If you are self-employed, you probably already know that its a fantastic way to get ahead financially. You also have the freedom to be your own boss and make decisions regarding your business operations, clients and work schedule. However, you also probably know that filing taxes as a self-employed individual is much more difficult. Whether you are a freelance writer, consultant or independent contractor, there are a few things that you should be aware of in order to avoid setting off red flags to the Internal Revenue Service (IRS).
You should first know you will need to organize all of your freelance and independent income from other types. Make sure you report all income, especially on Form 1990s since these are given to the IRS. Track all business expenses. This means any legal expenses, advertising, repairs, supplies or anything else that you need to operate your business or provide your services.

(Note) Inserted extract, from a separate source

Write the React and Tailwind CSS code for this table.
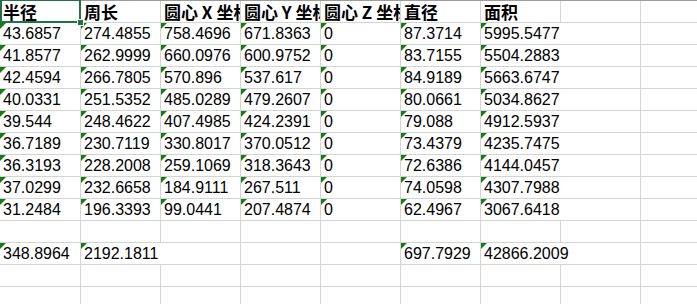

For example, if you have business cards printed or a website developed to promote your business or consulting services, make sure to keep a record of those invoices and work orders. Next, make sure that if you work out of your home, you fill out Form 8829 to calculate how much of your home is used for business purposes.
Set aside money throughout the year to pay money on your personal income from self-employment. You will typically be paying more than if you were employed through a company because an employer will pay part of your Social Security and Medicare taxes. Unfortunately, as a self-employed individual, you will be left with the burden of paying both sides of these taxes.
Your business or service should make a profit three out of every five years to be considered a legitimate business deserving of write-offs according to the IRS. Otherwise, you have the burden of proof that your business is viable. If you run into problems with your taxes or have to go through an audit, make sure you get someone to represent you who fully understands self-employment taxes.